Score: House (9) DDD (2)
12. Slide #34: This is not really an objection. I do not know why it is there.
Reality: It should not be there.
Score: House (9) DDD (2)
13. Slide #35: Employee stock participation in acquisition activity.
Reality: I have already addressed this issue. Significant questions remain.
Score: House (10) DDD (2)
14. Slide #37: Clarity of revenue numbers.
I have already addressed this issue. I am right.
Score: House (11) DDD (2)
15. Slide #37: Intangibles write down.
Reality: I will give DDD this one despite the lack of disclosure of the components of acquired intangible assets.
Score: House (11) DDD (3)
16. Slide #38/39: Market forces, printer market and price/mix line item.
Differing opinions on market characteristics are just that: differing opinions. Management has yet to explain the large increase of the price/mix line item. It is now $84.5M. What is the reason for the large increase?
Score: House (12) DDD (3)
17. Slide #40: Cube opinion. We are getting silly again.

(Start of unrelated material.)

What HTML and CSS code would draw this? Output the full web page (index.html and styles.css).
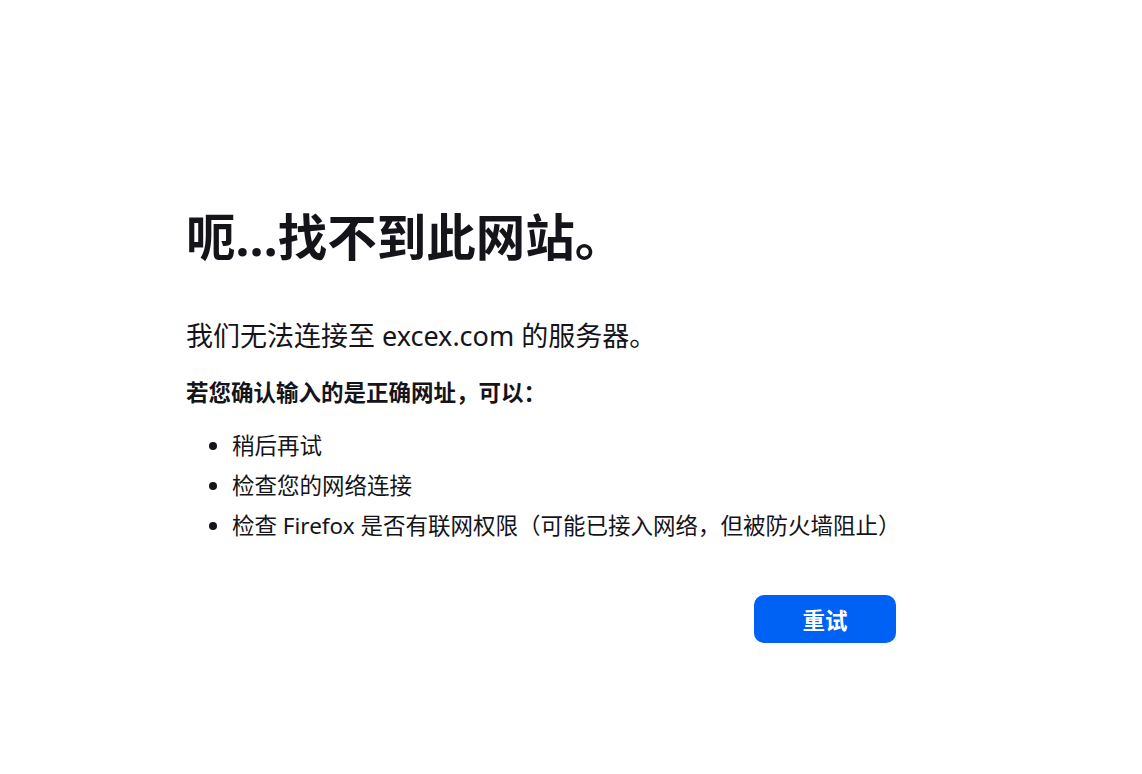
FILE: index.html
```html
<!DOCTYPE html>
<html lang="zh-CN">
<head>
    <meta charset="UTF-8">
    <title>找不到服务器</title>
    <link rel="stylesheet" href="styles.css">
</head>
<body>
    <div class="container">
        <h1 class="title">呃…找不到此网站。</h1>
        <p class="short-desc">我们无法连接至 excex.com 的服务器。</p>
        <p class="hint">若您确认输入的是正确网址，可以：</p>
        <ul class="tips">
            <li>稍后再试</li>
            <li>检查您的网络连接</li>
            <li>检查 Firefox 是否有联网权限（可能已接入网络，但被防火墙阻止）</li>
        </ul>
        <div class="actions">
            <button class="retry-btn">重试</button>
        </div>
    </div>
</body>
</html>
```

FILE: styles.css
```css
body {
    margin: 0;
    background: #fff;
    color: #15141a;
    font-family: "Noto Sans", "Noto Sans CJK SC", sans-serif;
    font-size: 22.5px;
}
.container {
    width: 710px;
    padding: 207px 0 0 186px;
}
.title {
    margin: 0;
    font-size: 49.5px;
    line-height: 60px;
    font-weight: 700;
}
.short-desc {
    margin: 51px 0 0;
    font-size: 27px;
    line-height: 36px;
}
.hint {
    margin: 23px 0 0;
    font-weight: 700;
    line-height: 32px;
}
.tips {
    margin: 21px 0 0;
    padding-left: 46px;
}
.tips li {
    line-height: 32px;
    margin-bottom: 8px;
}
.tips li:last-child {
    margin-bottom: 0;
}
.actions {
    display: flex;
    justify-content: flex-end;
    margin-top: 53px;
}
.retry-btn {
    width: 142px;
    height: 48px;
    border: none;
    border-radius: 10px;
    background: #0062f5;
    color: #fff;
    font-family: inherit;
    font-size: 22.5px;
    font-weight: 700;
    cursor: pointer;
}
```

Reality: DDD's response does not sound like it understands the context of my comment. They need to reread it.
Score: House (13) DDD (3)
So what do we make of the final score? I gave DDD two of its three wins and the one win where it is clearly right involves a minor keystroke error. Does this not tell you something?
My perceptions, observations and opinions that I have expressed herein and in my first article remain intact. My points are clear, concise and supported by examples. My questions to management remain unanswered. My position stands tall.
In closing, I have a proposal for DDD management. Let us schedule another conference call. This time, however, I will be the only person permitted to ask questions. All other participants will be in a "listen only" mode. This will be a superb opportunity for DDD to discredit me once and for all.
But won't this be an unnecessary expense? Maybe. I propose an alternative. I will call Mr. Reichental directly in Rock Hill. He and his management team can put me on speaker as I ask them my questions. The only proviso I have is that I may publish an article detailing our discussion. The cost will be minimal. What do you say?